Scott Everett’s firm also faces a $78M foreclosure on a Dallas apartment complex

S2 Capital’s Scott Everett with The Kace at 2301 Avenue H East in Grand Prairie, The Weston Medical Center Apartments at 7510 Brompton Road in Houston, and The Jerome at 6451 West Bell Road in Glendale, Arizona (S2, Getty, The Kace, The Weston Medical Center, The Jerome)

A wave of distress has hit the shelter S2 Capital built to protect its properties from high interest rates. 

Over $250 million in CMBS loans tied to three S2-owned properties was transferred to special servicing, Morningstar Credit reported. Each property failed to maintain net cashflow at the level for which the loans were underwritten. 

As rising interest rates toppled Scott Everett’s syndicator peers, his Dallas-based firm found a creative way to wait out the rate hikes and rolled its multifamily portfolio into a real estate investment trust. It’s been two years since the creation of the REIT and rates are still stubbornly high.  
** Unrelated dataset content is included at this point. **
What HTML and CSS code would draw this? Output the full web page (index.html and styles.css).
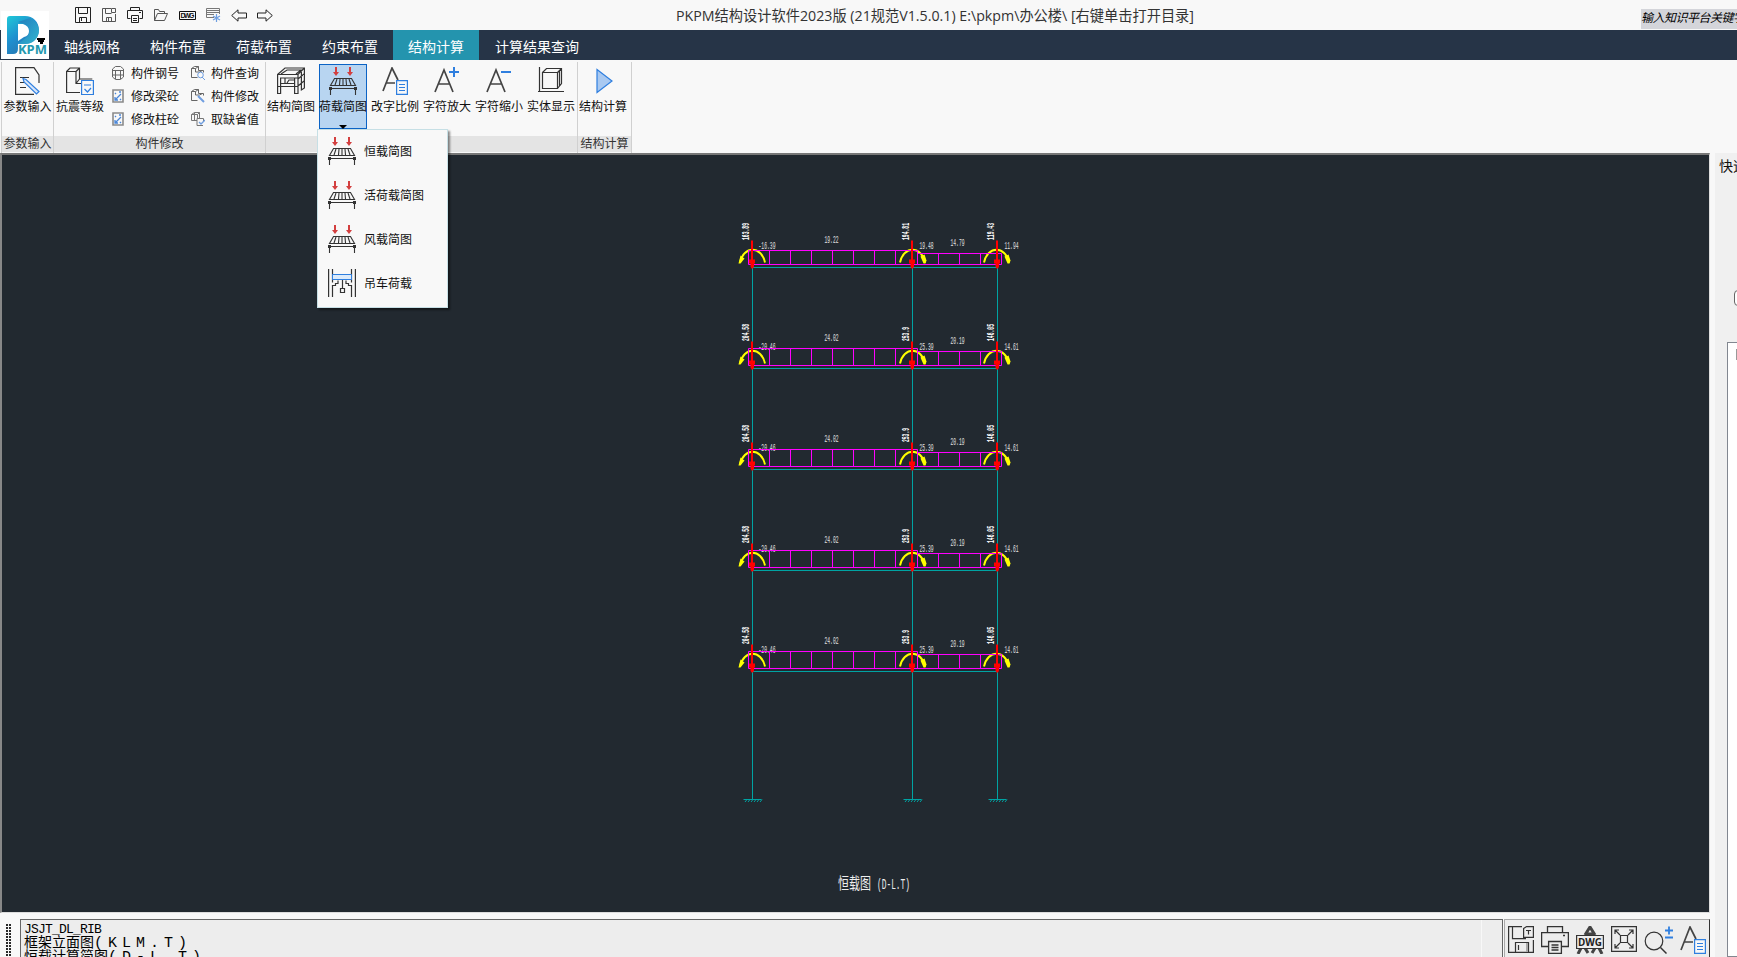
FILE: index.html
```html
<!DOCTYPE html>
<html lang="zh-CN">
<head>
<meta charset="utf-8">
<title>PKPM结构设计软件2023版</title>
<link rel="stylesheet" href="styles.css">
</head>
<body>
<svg class="defs" width="0" height="0">
  <symbol id="i-load" viewBox="0 0 28 28"><g fill="none" stroke="#333" stroke-width="1.1"><path d="M5.5 11.5h17l4 7h-25zM8 12l-2 6M11 12l-.5 6M14 12v6M17 12l.5 6M20 12l2 6M1.500 21.500h25M1.500 20v8M26.500 20v8"/></g><path fill="#333" d="M0 20h3v3H0zM25 20h3v3h-3z"/><path fill="#d33f3f" d="M6 0h2v5h2L7 9 4 5h2zM20 0h2v5h2l-3 4-3-4h2z"/></symbol>
  <symbol id="i-save" viewBox="0 0 16 16"><path fill="none" stroke="#222" d="M.5.5h15v15H.5zM3.500.500v6h9v-6M4.500 15.500v-5h7v5M6.500 11v3"/></symbol>
  <symbol id="i-print" viewBox="0 0 28 28"><path fill="none" stroke="#333" stroke-width="1.3" d="M6.500 6V.6h15V6M7 20.500H.6V6.600h26.800v13.900H21M7.600 15.500h12.800v12H7.600zM10.500 19h7M10.500 21.500h7M10.500 24h7M22 9.500h2"/></symbol>
  <symbol id="i-text" viewBox="0 0 26 28"><path fill="none" stroke="#444" stroke-width="1.700" d="M1 24L10 1l6 12M4.500 16H13"/><path fill="#f8f8f8" stroke="#2f7fdf" stroke-width="1.200" d="M14.600 13.600h10.800v13.800H14.600zM17 17.500h6M17 20.500h6M17 23.500h6"/></symbol>
  <symbol id="i-edit" viewBox="0 0 14 14"><path fill="none" stroke="#8a8a8a" stroke-width="1.600" d="M2 1h10v12H2z"/><path fill="none" stroke="#4a86d8" stroke-width="1.300" d="M4 11l6-6M4 4l1 1M9 10l1 1M4 8v3h3M8 3h2"/></symbol>
  <symbol id="i-part" viewBox="0 0 14 14"><path fill="none" stroke="#666" d="M.5 2.500h4v3.500h4M.500 2.500v9h6M.500 2.500l3-2h4l-3 2M7.500.500v4h5v2M8.500 6l3-1.500"/></symbol>
</svg>
<header class="titlebar">
  <div class="quick">
    <svg width="16" height="16"><use href="#i-save"/></svg>
    <svg width="14" height="14" viewBox="0 0 14 14"><path fill="none" stroke="#555" d="M9 .5H.5v13h13V6M3.500.500v5h6M4.500 13.500v-4h5v4M6.500 10v3M9.500.500h4v4h-4z"/></svg>
    <svg width="17" height="16" viewBox="0 0 17 16"><path fill="none" stroke="#222" d="M3.500 3.500v-3h9v3M3.500 11.500h-3v-8h15v8h-3M4.500 8.500h7v7h-7zM6 11.500h4M6 13.500h4M12 5.500h2"/></svg>
    <svg width="14" height="12" viewBox="0 0 14 12"><path fill="none" stroke="#555" d="M.5 11.500v-11h4l1 2h5v2M.500 11.500l3-7h10l-3 7z"/></svg>
    <svg width="17" height="9" viewBox="0 0 17 9"><path fill="#f8f8f8" stroke="#111" d="M.5.500h16v8H.500z"/><text class="dwg-sm" x="1.500" y="7" textLength="14">DWG</text></svg>
    <svg width="15" height="15" viewBox="0 0 15 15"><path fill="none" stroke="#777" d="M8 9.500H.500v-9h13V6M0 2.500h14M0 4.500h14M0 6.500h8"/><path stroke="#6f9ee0" stroke-width="1.200" d="M10.500 6v8M7 8l7 4M7 12l7-4"/></svg>
    <svg width="16" height="13" viewBox="0 0 16 13"><path fill="none" stroke="#222" d="M.7 6.500L7 .800V4h8.500v5H7v3.200z"/></svg>
    <svg width="16" height="13" viewBox="0 0 16 13"><path fill="none" stroke="#222" d="M15.300 6.500L9 .800V4H.500v5H9v3.200z"/></svg>
  </div>
  <div class="title"><svg width="530" height="26"><text x="0" y="17" textLength="518" lengthAdjust="spacingAndGlyphs">PKPM结构设计软件2023版 (21规范V1.5.0.1) E:\pkpm\办公楼\ [右键单击打开目录]</text></svg></div>
  <div class="search">输入知识平台关键字</div>
</header>
<nav class="tabs">
  <div class="logo">
    <svg width="48" height="48" viewBox="0 0 48 48"><defs><linearGradient id="lg" x1="0" y1="0" x2=".7" y2="1"><stop offset="0" stop-color="#1fc9d8"/><stop offset=".5" stop-color="#1f8fcf"/><stop offset="1" stop-color="#2a70a8"/></linearGradient><linearGradient id="lg2" x1="0" y1="0" x2="1" y2="1"><stop offset="0" stop-color="#2468b0"/><stop offset="1" stop-color="#35d3dc"/></linearGradient></defs>
      <path fill="url(#lg)" d="M6 8q0-3 3-3h15c8 0 14 6 14 14s-6 14-14 14h-7v5q0 5-5 5H6z"/><path fill="url(#lg2)" d="M17 11l6 2q8 4 4 12l-10 8h7c8 0 14-6 14-14q-1-8-9-12z" opacity=".7"/><path fill="#fff" d="M17 13h5q6 2 6 7t-5 6l-6 4z"/>
      <path d="M36 27h8v2h-1v2h-1v2h-3v-2h-2v-2h-1z"/><text class="kpm" x="17" y="43" textLength="29" lengthAdjust="spacingAndGlyphs">KPM</text></svg>
  </div>
  <span class="tab">轴线网格</span><span class="tab">构件布置</span><span class="tab">荷载布置</span><span class="tab">约束布置</span><span class="tab on">结构计算</span><span class="tab">计算结果查询</span>
</nav>
<section class="ribbon">
  <div class="group">
    <div class="tools"><div class="tool"><svg width="28" height="28" viewBox="0 0 28 28"><path fill="none" stroke="#333" stroke-width="1.200" d="M25 16V8l-5-7.400H1.600v26.800H20M6 10.500h9M6 15.500h8M6 20.500h6"/><path fill="#d7e6fa" stroke="#2f7fdf" stroke-width="1.200" d="M9 11.500l3 1 13 12-2.500 2.500L10 15z"/></svg>参数输入</div></div>
    <div class="caption">参数输入</div>
  </div>
  <div class="group">
    <div class="tools">
      <div class="tool"><svg width="28" height="28" viewBox="0 0 28 28"><path fill="none" stroke="#333" stroke-width="1.200" d="M14 25.500H.6V4.500H10v12h5M.600 4.500L4 1h9.500v11h12.800M10 4.500L13.500 1M10 16.500l3.500-4.500"/><path fill="#f8f8f8" stroke="#2f7fdf" stroke-width="1.200" d="M15.600 13.500h11.800v14H15.600zM18 18h7M18.500 22l3 3 3.500-4"/></svg>抗震等级</div>
      <div class="mini-grid">
        <div class="mini"><svg width="14" height="14" viewBox="0 0 14 14"><path fill="none" stroke="#666" d="M1.500 3l3-2.500h5l3 2.500v8l-3 2.500h-5l-3-2.500zM1.500 4.500h11M4.500 5v8M9.500 5v8M1 9h12"/></svg>构件钢号</div>
        <div class="mini"><svg width="14" height="14"><use href="#i-part"/><circle cx="9.500" cy="9" r="2.800" fill="#f8f8f8" stroke="#6f9ee0"/><path stroke="#6f9ee0" d="M11 11l3 3"/></svg>构件查询</div>
        <div class="mini"><svg width="14" height="14"><use href="#i-edit"/></svg>修改梁砼</div>
        <div class="mini"><svg width="14" height="14"><use href="#i-part"/><path stroke="#6f9ee0" stroke-width="2" d="M7 7l6 6"/></svg>构件修改</div>
        <div class="mini"><svg width="14" height="14"><use href="#i-edit"/></svg>修改柱砼</div>
        <div class="mini"><svg width="14" height="14" viewBox="0 0 14 14"><path fill="none" stroke="#777" d="M.5 2.500l3-2h5v6M.500 2.500h6v6h-6zM6.500 2.500l2-2M3.500.500v8"/><path fill="#f8f8f8" stroke="#777" d="M12 13.500H6v-7h6.500v3"/><path stroke="#6f9ee0" stroke-width="1.300" fill="none" d="M8 10l2 2 4-4"/></svg>取缺省值</div>
      </div>
    </div>
    <div class="caption">构件修改</div>
  </div>
  <div class="group">
    <div class="tools">
      <div class="tool"><svg width="28" height="28" viewBox="0 0 28 28"><path fill="none" stroke="#333" stroke-width="1.200" d="M.600 7.500L8 1h19.400L21 7.500zM.600 7.500v19h3V11h14v15.500h3.400v-19M3.600 11h17.400M4 7L10 3h14l-5 4M27.400 1v20l-3 2V5M.600 19.500H21M4 16.500h14M8 11v5M21 19l6-5M21 12l6-5M10 16l2-3h6"/></svg>结构简图</div>
      <div class="tool active"><svg width="28" height="28"><use href="#i-load"/></svg>荷载简图<i class="caret"></i>
        <div class="menu">
          <div class="item"><svg width="28" height="28"><use href="#i-load"/></svg>恒载简图</div>
          <div class="item"><svg width="28" height="28"><use href="#i-load"/></svg>活荷载简图</div>
          <div class="item"><svg width="28" height="28"><use href="#i-load"/></svg>风载简图</div>
          <div class="item"><svg width="28" height="28" viewBox="0 0 28 28"><path fill="none" stroke="#333" stroke-width="1.200" d="M.600 0v28M27.400 0v28M4.500 0v13.500M10 11.500v3H7.500v2h-3V28M23.500 0v13.500M18 11.500v3h2.500v2h3V28M14.500 11v8M12.500 19.500h4v4h-4z"/><path fill="#dcebfb" stroke="#2f7fdf" d="M4.500 5.500h19v5h-19z"/></svg>吊车荷载</div>
        </div>
      </div>
      <div class="tool"><svg width="26" height="28"><use href="#i-text"/></svg>改字比例</div>
      <div class="tool"><svg width="26" height="28" viewBox="0 0 26 28"><path fill="none" stroke="#444" stroke-width="1.700" d="M1 25L10 3l9 22M4.500 17h11"/><path stroke="#2f7fdf" stroke-width="2" d="M15 5h10M20 0v10"/></svg>字符放大</div>
      <div class="tool"><svg width="26" height="28" viewBox="0 0 26 28"><path fill="none" stroke="#444" stroke-width="1.700" d="M1 25L10 3l9 22M4.500 17h11"/><path stroke="#2f7fdf" stroke-width="2" d="M15 5h10"/></svg>字符缩小</div>
      <div class="tool"><svg width="26" height="28" viewBox="0 0 26 28"><path fill="none" stroke="#333" stroke-width="1.200" d="M1.500 0v24.500M0 24.500h26M4.500 5.500h15v16h-15zM4.500 5.500l4-4h15v15l-4 5M19.500 5.500l4-4M21.500 4v16"/></svg>实体显示</div>
    </div>
    <div class="caption"></div>
  </div>
  <div class="group">
    <div class="tools"><div class="tool"><svg width="28" height="28" viewBox="0 0 28 28"><path fill="#a9c9f1" stroke="#2f7fdf" stroke-width="1.200" d="M8 2.500l15 11.500L8 25.500z"/></svg>结构计算</div></div>
    <div class="caption">结构计算</div>
  </div>
</section>
<main class="work">
  <div class="canvas"><svg id="frame" width="1707" height="757" viewBox="2 155 1707 757"></svg></div>
  <aside class="side"><div class="side-title">快速</div><div class="radio"></div><div class="list"><i></i></div></aside>
  <footer class="bottom">
    <div class="grip"></div>
    <div class="console">
      <div class="line mono">JSJT_DL_RIB</div>
      <div class="line">框架立面图<span class="wide">(KLM.T)</span></div>
      <div class="line">恒载计算简图<span class="wide">(D-L.T)</span></div>
    </div>
    <div class="viewbar">
      <svg width="26" height="27" viewBox="0 0 26 27"><path fill="none" stroke="#333" stroke-width="1.200" d="M14 .6H.6v25.800h24.800V14M4.500.600v12H18M7.500 26v-9.500h13V26M10.500 19v5"/><path fill="#eee" stroke="#333" stroke-width="1.200" d="M15.600 2.600l3-2h6.800v10.800h-9.800zM18 4.500h5M20.500 4.500v4"/><path fill="#aaa" d="M18 17h2v9h-2z"/></svg>
      <svg width="28" height="28"><use href="#i-print"/></svg>
      <svg width="28" height="28" viewBox="0 0 28 28"><path fill="none" stroke="#444" stroke-width="3" d="M9 9l5-8 5 8M6 20l-4 8M22 20l4 8M9 8h10M9 22l3 5M19 22l-3 5"/><path fill="#eee" stroke="#333" stroke-width="1.200" d="M.6 9.500h26.800v13H.6z"/><text class="dwg" x="2" y="20" textLength="24" lengthAdjust="spacingAndGlyphs">DWG</text></svg>
      <svg width="26" height="26" viewBox="0 0 26 26"><path fill="none" stroke="#333" stroke-width="1.200" d="M.6.600h24.800v24.800H.600zM9.500 9.500h7v7h-7zM9 9L4 4M17 9l5-5M9 17l-5 5M17 17l5 5M4 8V4h4M18 4h4v4M4 18v4h4M22 18v4h-4"/></svg>
      <svg width="29" height="28" viewBox="0 0 29 28"><circle cx="10" cy="15" r="8.800" fill="none" stroke="#333" stroke-width="1.200"/><path stroke="#333" stroke-width="1.500" d="M16.500 21.500l6 6"/><path stroke="#2f7fdf" stroke-width="1.800" d="M21 4.500h8M25 .500v8M21 11.500h8"/></svg>
      <svg width="26" height="28"><use href="#i-text"/></svg>
    </div>
  </footer>
</main>
<script src="script.js"></script>
</body>
</html>
```

FILE: styles.css
```css
* { box-sizing: border-box; }
html, body { height: 100%; }
body { margin: 0; overflow: hidden; background: #f8f8f8; color: #111; font: 12px/16px "Noto Sans CJK SC", sans-serif; display: grid; grid-template-rows: 30px 30px 93px 1fr; width: 1737px; height: 957px; white-space: nowrap; }
svg { flex: none; display: block; }
.defs { position: absolute; }

.titlebar { display: flex; align-items: flex-start; height: 30px; }
.quick { display: flex; align-items: center; gap: 10px; height: 30px; width: 676px; padding-left: 75px; }
.quick svg:nth-child(2), .quick svg:nth-child(3), .quick svg:nth-child(5) { margin-left: 1px; }
.dwg-sm { font: bold 7px "Liberation Sans", sans-serif; fill: #111; }
.title { flex: 1; padding-top: 4px; }
.title svg { overflow: visible; }
.title text { font-size: 15px; font-family: "Open Sans", "Noto Sans CJK SC", sans-serif; fill: #333; }
.search { width: 96px; height: 20px; margin-top: 9px; overflow: hidden; background: #d4d5da; font-style: italic; line-height: 15px; letter-spacing: -.5px; color: #000; }

.tabs { display: flex; background: #263447; color: #fff; font-size: 14px; line-height: 33px; }
.logo { width: 48px; height: 48px; margin: -19px 0 0 1px; background: #fff; position: relative; }
.kpm { font: bold 13px "Open Sans", sans-serif; fill: #2398ae; stroke: #fff; stroke-width: 2px; paint-order: stroke; }
.tab { padding: 0 15px; height: 30px; }
.tab.on { background: #2494ae; }
.tab.on + .tab { padding-left: 16px; }

.ribbon { display: flex; padding: 2px 0 0 1px; height: 93px; }
.group { display: flex; flex-direction: column; border-left: 1px solid #d0d0d0; }
.group:last-child { border-right: 1px solid #d0d0d0; }
.tools { display: flex; height: 74px; padding: 2px 0 0 0; }
.tool { width: 52px; height: 65px; padding-top: 3px; display: flex; flex-direction: column; align-items: center; gap: 3px; position: relative; }
.tool.active { width: 48px; margin: 0 2px; background: #b8d5f1; box-shadow: inset 0 0 0 1px #0b63c5; }
.group:first-child .tool { width: 51px; }
.group:nth-child(3) .tool:first-child { margin-left: -1px; }
.group:last-child .tool { margin: 0 2px 0 -1px; }
.caret { position: absolute; bottom: 0; border: 4.500px solid transparent; border-top: 4px solid #000; border-bottom: 0; }
.mini-grid { display: grid; grid-template-columns: 80px 73px; grid-template-rows: repeat(3, 23px); padding: 0 0 0 5px; width: 159px; margin-top: -3px; }
.mini { display: flex; align-items: center; gap: 6px; }
.caption { height: 16px; background: #e4e4e4; text-align: center; color: #333; line-height: 14px; }

.menu { position: absolute; z-index: 5; left: -2px; top: 65px; width: 131px; height: 179px; background: #f8f8f8; border: 1px solid #c6dfe5; box-shadow: 2px 2px 2px rgba(0,0,0,.45); }
.item { height: 44px; display: flex; align-items: center; gap: 8px; padding: 0 0 3px 10px; }

.work { display: grid; grid-template-columns: 1715px 22px; grid-template-rows: 760px 44px; }
.canvas { width: 1710px; height: 760px; background: #222930; border: 1px solid #999; border-width: 2px 1px 1px 2px; border-color: #777 #ddd #ddd #888; overflow: hidden; }
.canvas text { fill: #e2e2e2; font: 10.500px "Liberation Mono", monospace; }
.canvas .axial { fill: #fff; font-weight: bold; }
.canvas .drawing-name { fill: #eee; font: 15.500px "Liberation Mono", "Noto Sans CJK SC", monospace; }
.side { grid-column: 2; grid-row: 1 / 3; background: #f0f0f0; overflow: hidden; display: flex; flex-direction: column; }
.side-title { padding: 2px 0 0 4px; font-size: 14px; line-height: 20px; height: 137px; }
.radio { width: 12px; height: 16px; margin-left: 19px; border: 1px solid #666; border-radius: 4px; background: #fff; }
.list { flex: 1; margin: 36px 0 0 12px; border: 1px solid #828790; border-right: 0; background: #fff; width: 12px; padding: 6px 0 0 8px; }
.list i { display: block; height: 11px; width: 4px; background: #999; }

.bottom { display: flex; padding-top: 6px; overflow: hidden; }
.grip { width: 6px; height: 38px; margin: 5px 8px 0 6px; background: radial-gradient(circle at 1px 1px, #222 .7px, transparent .9px) 0 0 / 3px 3px; }
.console { width: 1483px; height: 50px; background: linear-gradient(90deg, #ededed 0 1460px, #f8f8f8 1460px 1461px, #ededed 1461px); border: 1px solid #666; padding: 3px; font-size: 14px; line-height: 14px; overflow: hidden; color: #000; }
.line { height: 14px; }
.line.mono { height: 11px; font: 13px/13px "Liberation Mono", monospace; letter-spacing: -.8px; }
.wide { font: 15px/14px "Liberation Mono", monospace; letter-spacing: 5px; }
.viewbar { width: 206px; height: 50px; margin-left: 1px; background: #ededed; border: 1px solid #777; border-color: #aaa #333 #aaa #aaa; display: flex; align-items: flex-start; gap: 7px; padding: 6px 0 0 3px; }
.dwg { font: bold 11px "Open Sans", sans-serif; fill: #222; }
```

FILE: script.js
```javascript
// Elevation of the frame: five floors, three columns, dead loads.
const columns = [752.5, 912.5, 997.5];
const roof = { h: 17, axial: ['163.89', '194.81', '119.43'], moment: ['-16.39', '19.48', '11.94'], span: ['19.22', '14.79'] };
const typical = { h: 20, axial: ['204.58', '253.9', '146.05'], moment: ['-20.46', '25.39', '14.61'], span: ['24.02', '20.19'] };
const floors = [267.5, 368.5, 469.5, 570.5, 671.5];

function label(x, y, value, length) {
  return `<text x="${x}" y="${y}" textLength="${length}" lengthAdjust="spacingAndGlyphs">${value}</text>`;
}

let out = '';
columns.forEach(x => {
  out += `<path stroke="#00a3a3" d="M${x} 267V799"/>`;
  let hatch = `M${x - 9} 799.5h18`;
  for (let i = 0; i < 6; i++) hatch += `M${x - 5.5 + i * 3} 799.5l-2 2.500`;
  out += `<path stroke="#00a3a3" fill="none" d="${hatch}"/>`;
});

floors.forEach((b, n) => {
  const f = n === 0 ? roof : typical;
  out += `<path stroke="#00a3a3" d="M752.500 ${b}H997.500"/>`;
  let d = `M748.500 ${b - f.h}H917.500V${b - 3}H748.500zM917.500 ${b - f.h + 3}H1001.500V${b - 3}H917.500z`;
  for (let x = 769.5; x < 900; x += 21) d += `M${x} ${b - f.h}V${b - 3}`;
  for (let x = 938.5; x < 990; x += 21) d += `M${x} ${b - f.h + 3}V${b - 3}`;
  columns.forEach((x, i) => {
    const c = x - (i === 2 ? 1 : 0);
    out += `<path stroke="#ff0" stroke-width="2" fill="none" d="M${c - 12.5} ${b - 5}C${c - 9} ${b - 22} ${c + 9} ${b - 22} ${c + 12.5} ${b - 5}"/>`;
    out += i === 0
      ? `<path fill="#ff0" d="M${c - 12} ${b - 12}l4 3-4 5h-2z"/>`
      : `<path fill="#ff0" d="M${c + 8} ${b - 11}l4-2 2 6-1 3h-2z"/>`;
    const length = f.axial[i].length === 5 ? 14 : 17;
    out += `<text class="axial" transform="translate(${x - 3.5} ${b - 27.5}) rotate(-90)" textLength="${length}" lengthAdjust="spacingAndGlyphs">${f.axial[i]}</text>`;
    out += label([758.5, 919.5, 1004.5][i], b - 19, f.moment[i], i ? 14 : 17);
  });
  out += `<path stroke="#f0f" fill="none" d="${d}"/>`;
  columns.forEach(x => {
    out += `<path fill="#f00" d="M${x - 1.5} ${b - 27}h2v19h2v4h-1v3l-1 2h-1.500l-1-2v-3h-1.500v-4h2z"/>`;
  });
  out += label(824.5, b - f.h - 7.5, f.span[0], 14);
  out += label(950.5, b - f.h - 4.5, f.span[1], 14);
});

out += '<text class="drawing-name" x="838" y="889" textLength="33" lengthAdjust="spacingAndGlyphs">恒载图</text>';
out += '<text class="drawing-name" x="877" y="889" textLength="33" lengthAdjust="spacingAndGlyphs">(D-L.T)</text>';
document.getElementById('frame').innerHTML = out;
```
The underperforming CMBS debt includes the $92.2 million loan tied to The Kace, a 720-unit complex at 2301 Avenue H East in the Dallas suburb of Grand Prairie; the $84 million loan tied to The Weston Medical Center Apartments, a 793-unit property at 7510 Brompton Road in Houston; and The Jerome, a 408-unit complex at 6451 West Bell Road in Glendale, Arizona. 

It’s been a rocky stretch for the Dallas-based multifamily firm, which was also hit with a $78 million foreclosure this month for The Republic Apartments in Garland. Everett told The Real Deal in an email that the property is under contract to sell in the next 30 days.

The distress comes a few months after S2 issued a capital call, asking for $70 million in preferred equity. Without the funds, the firm said it would have to sell off properties. 

S2 ended up raising $30 million, which will provide a “short runway to complete an orderly wind down of the REIT,” according to Trinity Investors, the feeder fund that helped launch the REIT. Trinity isn’t expecting to get anything out of the trust, and warned: “equity investors should expect a full loss of capital.” 

The REIT owns over 9,000 units in North Texas, Houston and Phoenix.